I’ll start first with one of the oldest, and one which is some way from the city centre. Pivovar u Bulovky otherwise known as the Richter Brewery Pub, was founded in 2004, by František Richter; a man well experienced in the Bavarian brewery scene. It quickly established a reputation for the quality of its house-brewed beers. Tucked away down a quiet side-street, just a short walk from tram stop Bulovka, Pivovar u Bulovky is well worth seeking out.
|Pivovar u Bulovky|
This, coupled with the quality of its beer, means it can get very busy. Over-seeing the bar are the polished-copper brewing vessels which are used to brew a variety of different beers. These often include top-fermented styles, such as Porter, Alt, Stout or Weizenbock, but the pub staple - Richter Ležák light lager, is available every day.
We ate at Pivovar u Bulovky on both visits, but be aware that the pub has no English menus. It does have German ones though so if, like me, your Deutsch is up to scratch you will be ok. On more recent visits to Prague I’ve missed going to this excellent brew-pub; mainly because I was staying on the opposite side of the city.
|New kid on the block|
Inside is a large restaurant, with the bar, and the brewing kit to the right, as one enters. There is also a beer garden behind the pub, but we didn’t venture out into it. The house-brewed beers are sold under the Czech Lion brand, and include an 11° unfiltered and filtered pale lager, a 13° amber lager and a pilsner. The beers are heavily malt accented and not overly bitter, but are nevertheless very pleasant and quite quaffable. I stuck with the 11° unfiltered pale, whilst Matt opted for the pilsner. Our meal of roast beef with white bread dumplings was also very good.

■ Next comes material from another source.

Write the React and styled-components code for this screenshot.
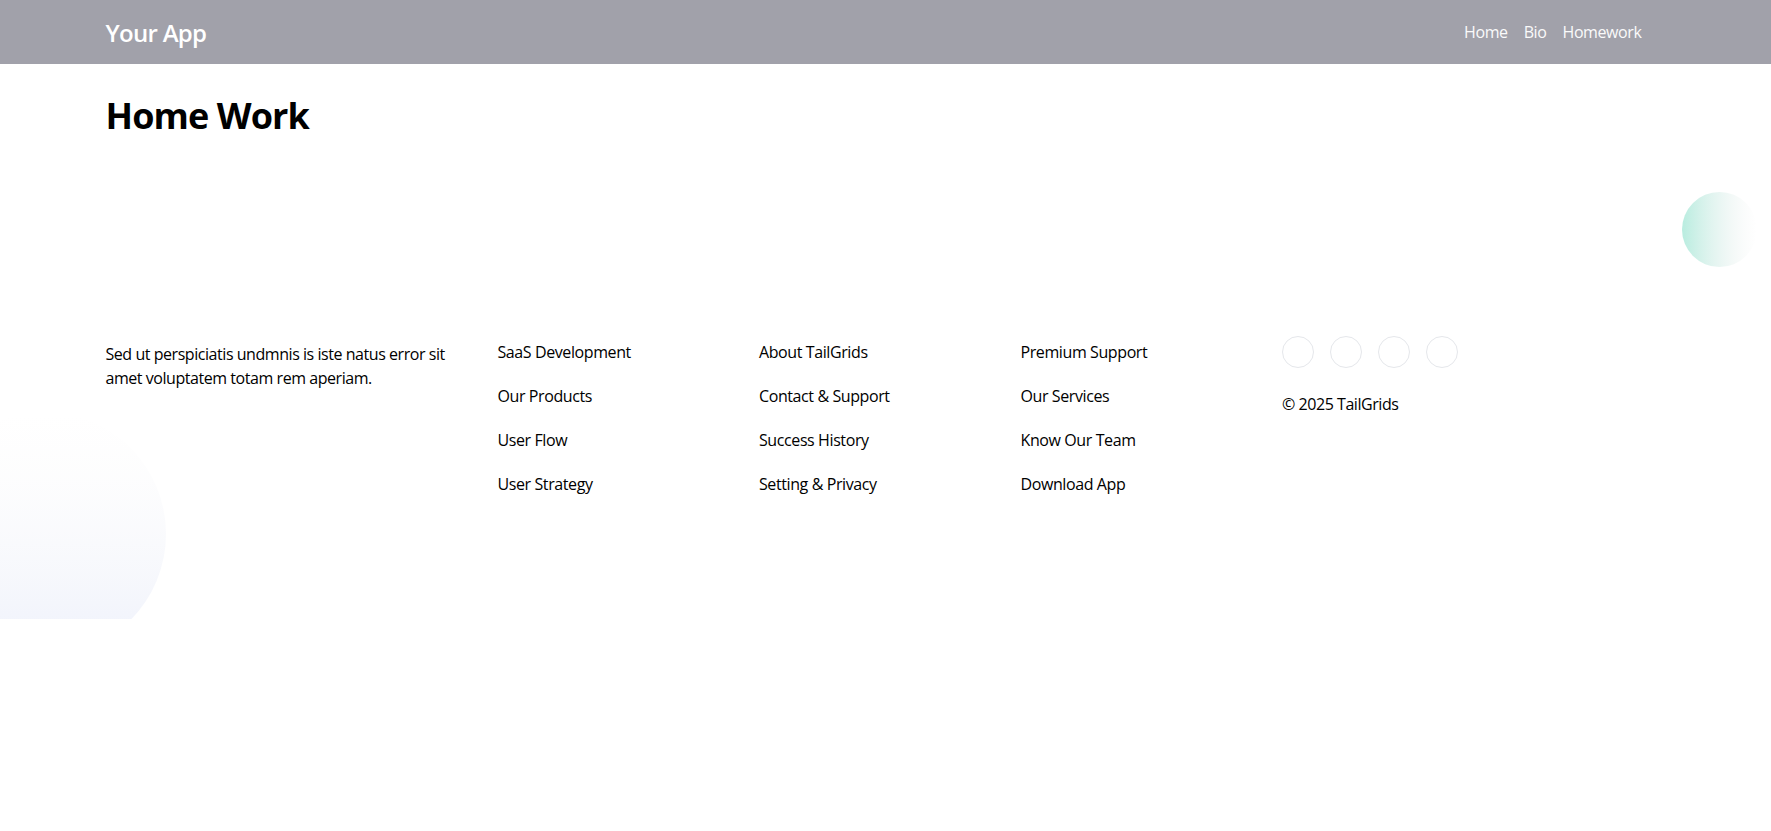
import React from "react";
import styled, { createGlobalStyle } from "styled-components";

const Global = createGlobalStyle`
  html, body { margin: 0; padding: 0; background: #ffffff; }
  body {
    font-family: "Open Sans", "Noto Sans", Arial, sans-serif;
    color: #000;
    font-size: 16px;
    line-height: 24px;
  }
  * { box-sizing: border-box; }
`;

const Header = styled.header`
  background: #a1a1aa;
  height: 64px;
`;

const HeaderInner = styled.div`
  width: 1560px;
  margin: 0 auto;
  height: 100%;
  display: flex;
  align-items: center;
  justify-content: space-between;
  padding-right: 24px;
`;

const Brand = styled.a`
  color: #fff;
  font-size: 24px;
  line-height: 32px;
  font-weight: 600;
  letter-spacing: -0.7px;
  text-decoration: none;
  margin-top: 2px;
`;

const Nav = styled.nav`
  display: flex;
  gap: 16px;
`;

const NavLink = styled.a`
  color: #fafafa;
  font-size: 16px;
  line-height: 24px;
  letter-spacing: -0.4px;
  text-decoration: none;
`;

const Main = styled.main`
  width: 1560px;
  margin: 0 auto;
  padding-top: 32px;
`;

const Title = styled.h1`
  margin: 0;
  font-size: 36px;
  line-height: 40px;
  font-weight: 700;
  letter-spacing: -0.9px;
`;

const Footer = styled.footer`
  position: relative;
  padding: 200px 0 123px;
`;

const Container = styled.div`
  width: 1560px;
  margin: 0 auto;
  display: grid;
  grid-template-columns: 392px 261.5px 261.5px 261.5px 1fr;
  align-items: start;
  position: relative;
  z-index: 1;
`;

const Desc = styled.p`
  margin: 6px 0 0;
  max-width: 360px;
  font-size: 16px;
  line-height: 24px;
  letter-spacing: -0.45px;
`;

const LinkList = styled.ul`
  list-style: none;
  margin: 4px 0 0;
  padding: 0;
  display: flex;
  flex-direction: column;
  gap: 20px;
`;

const FooterLink = styled.a`
  color: #000;
  text-decoration: none;
  font-size: 16px;
  line-height: 24px;
  letter-spacing: -0.4px;
`;

const Socials = styled.div`
  display: flex;
  gap: 16px;
  margin-bottom: 24px;
`;

const SocialCircle = styled.a`
  width: 32px;
  height: 32px;
  border-radius: 50%;
  border: 1px solid #e5e7eb;
  display: block;
`;

const Copy = styled.p`
  margin: 0;
  font-size: 16px;
  line-height: 24px;
  letter-spacing: -0.45px;
`;

const Deco = styled.span`
  position: absolute;
  pointer-events: none;
  z-index: 0;
  line-height: 0;
  ${(p) => p.$pos}
`;

const columns = [
  ["SaaS Development", "Our Products", "User Flow", "User Strategy"],
  ["About TailGrids", "Contact & Support", "Success History", "Setting & Privacy"],
  ["Premium Support", "Our Services", "Know Our Team", "Download App"],
];

export default function App() {
  return (
    <>
      <Global />
      <Header>
        <HeaderInner>
          <Brand href="#">Your App</Brand>
          <Nav>
            <NavLink href="#">Home</NavLink>
            <NavLink href="#">Bio</NavLink>
            <NavLink href="#">Homework</NavLink>
          </Nav>
        </HeaderInner>
      </Header>
      <Main>
        <Title>Home Work</Title>
      </Main>
      <Footer>
        <Container>
          <Desc>
            Sed ut perspiciatis undmnis is iste natus error sit amet voluptatem
            totam rem aperiam.
          </Desc>
          {columns.map((col, i) => (
            <LinkList key={i}>
              {col.map((t) => (
                <li key={t}>
                  <FooterLink href="#">{t}</FooterLink>
                </li>
              ))}
            </LinkList>
          ))}
          <div>
            <Socials>
              <SocialCircle href="#" />
              <SocialCircle href="#" />
              <SocialCircle href="#" />
              <SocialCircle href="#" />
            </Socials>
            <Copy>© 2025 TailGrids</Copy>
          </div>
        </Container>
        <Deco $pos="right: 14px; top: 56px;">
          <svg width="75" height="75" viewBox="0 0 75 75">
            <defs>
              <linearGradient id="tealGrad" x1="0" y1="37.5" x2="75" y2="37.5" gradientUnits="userSpaceOnUse">
                <stop offset="0" stopColor="#13C296" stopOpacity="0.3" />
                <stop offset="1" stopColor="#C4C4C4" stopOpacity="0" />
              </linearGradient>
            </defs>
            <circle cx="37.5" cy="37.5" r="37.5" fill="url(#tealGrad)" />
          </svg>
        </Deco>
        <Deco $pos="left: 0; bottom: 0;">
          <svg width="170" height="207" viewBox="0 0 170 207">
            <defs>
              <linearGradient id="blueGrad" x1="0" y1="244" x2="0" y2="0" gradientUnits="userSpaceOnUse">
                <stop offset="0" stopColor="#3056D3" stopOpacity="0.08" />
                <stop offset="1" stopColor="#C4C4C4" stopOpacity="0" />
              </linearGradient>
            </defs>
            <circle cx="44" cy="122" r="122" fill="url(#blueGrad)" />
          </svg>
        </Deco>
      </Footer>
    </>
  );
}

|Opened for business last year|
After WWII and the nationalisation of businesses which followed the communist takeover, brewing ceased and the building fell into disrepair. The block suffered a large scale fire in 2000, which destroyed everything apart from the aforementioned fermenting room, where the current brewery is housed. The head brewer at Vinohradský Pivovar is none other than František Richter; founder of Pivovar U Bulovky, described above.

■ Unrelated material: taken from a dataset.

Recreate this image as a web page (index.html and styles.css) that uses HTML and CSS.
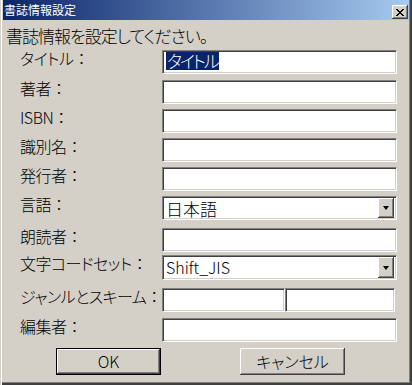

|Interior- Vinohradský Pivovar|
A set of steps led down from the street to a whitewashed vaulted room, which echoed with the customers’ conversation. We found a table opposite the rounded tunnel like windows which give drinkers a view into the brewery. Each is labelled explaining exactly what part of the brewery one is looking at. There is another floor below, which I only became aware of when I nipped down to the gents. Here there is more dining space, plus another set of taps, sturdy wood tables and chairs plus places for standing guests.
|Look at that head|
According to the Prague Beer Garden website(Vinohradský’s own site is in Czech only), the house beers are an 11° and 12° light lager plus a 13° amber lager. The 12° lager has a more caramel touch to its malty body, while the 11° is a fresher, classic light lager. Ales, bocks and other seasonal brews also feature on the pub’s rapidly changing beer menu.

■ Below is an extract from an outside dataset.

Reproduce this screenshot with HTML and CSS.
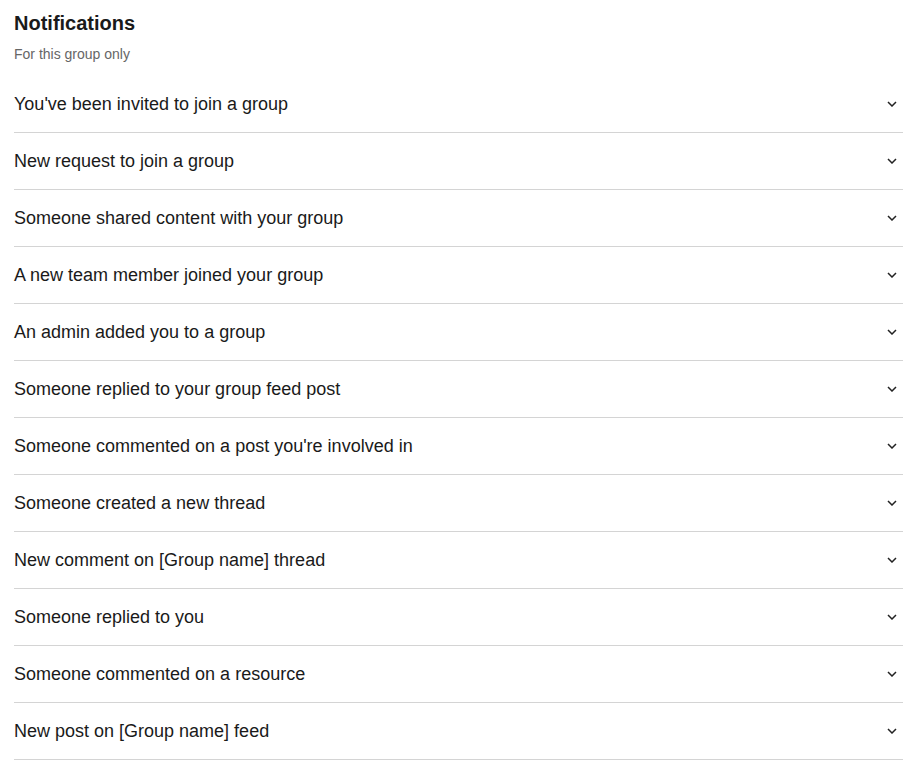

|And through the Oval Window.......|
The final pub featured in this round up, was not only the one we visited on our last night in Prague, before departing for Český Krumlov, but it was also within walking distance of our hotel. This isn’t the first time that we’ve found an absolute gem of a pub in the immediate vicinity of where we’ve been staying, but it always strikes me as ironic to find these places, virtually on the doorstep, after days of riding around various cities in search of that elusive perfect pub selling the perfect beer.
|A proper Czech pub meal|
I didn’t take any photos of the pub interior, but from memory it was a nice pub with several wood-clad rooms, fitted out with some large tables. One of these rooms was reserved for a meeting or perhaps a party of some description. Because of this we were lucky to get a seat, but as is common on the continent, some of the local budges up and made room for us on the end of their table.
|Traditional ceramic coasters - at Sousedský Pivovar Bašta|
The in-house brewery, which is contained in a side room, produces a range of four beers of which three are generally on at any one time. There are also a number of specials on sale from time to time. We gave both the Svĕtlý ležák light and the Polotmavý ležák amber a go, and they were both really tasty; the former going especially well with the roast chicken.
Although we caught the tram to the pub, it was only one stop away from the stop by our hotel. As we had just missed one after leaving Sousedský Pivovar Bašta, we decided to walk back through the rain, after what had been an excellent, but totally unexpected final evening in Prague.